Guarantees that each thread holds a unique value, enabling DisjointSlice
to enforce data-race freedom at the type level.
TMA (Tensor Memory Accelerator)#
Hopper+ hardware unit for asynchronous bulk copies between global and shared
memory. Operates via TmaDescriptor (128-byte opaque descriptor built on host)

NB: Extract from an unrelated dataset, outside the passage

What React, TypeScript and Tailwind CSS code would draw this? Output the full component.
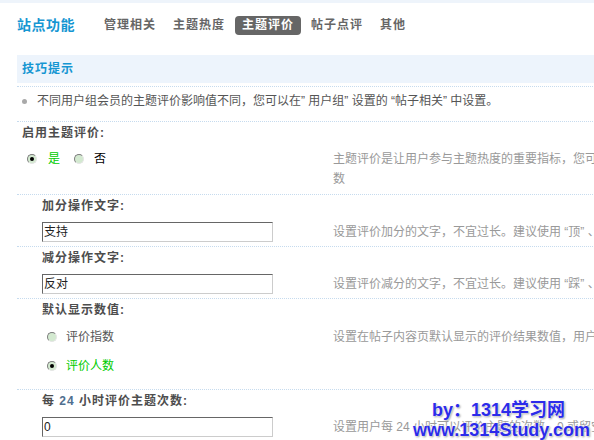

and cp_async_bulk_tensor_* intrinsics. Completion tracked by ManagedBarrier.
TmemGuard<State, N_COLS>#
A typestate wrapper for Blackwell Tensor Memory (TMEM) — dedicated accumulator
storage for tcgen05 MMA operations. Manages TMEM lifetime:
TmemUninit → TmemReady → TmemDeallocated. Invalid transitions are compile
errors.
Warp#
A group of 32 threads that execute instructions in lockstep on an SM. Warps are the smallest scheduling unit. Warp-level operations (shuffle, vote) exchange data between lanes in ~1 cycle without shared memory or synchronization barriers.
Warpgroup#
Four consecutive warps (128 threads) that operate collectively for WGMMA operations on Hopper. The warpgroup is the issuing unit for warpgroup-level matrix multiply-accumulate.
WGMMA (Warpgroup Matrix Multiply-Accumulate)#
The Hopper (sm_90) tensor core instruction set. Four warps collectively issue
MMA from shared memory operands into register accumulators. Asynchronous
execution with commit/wait via ManagedBarrier.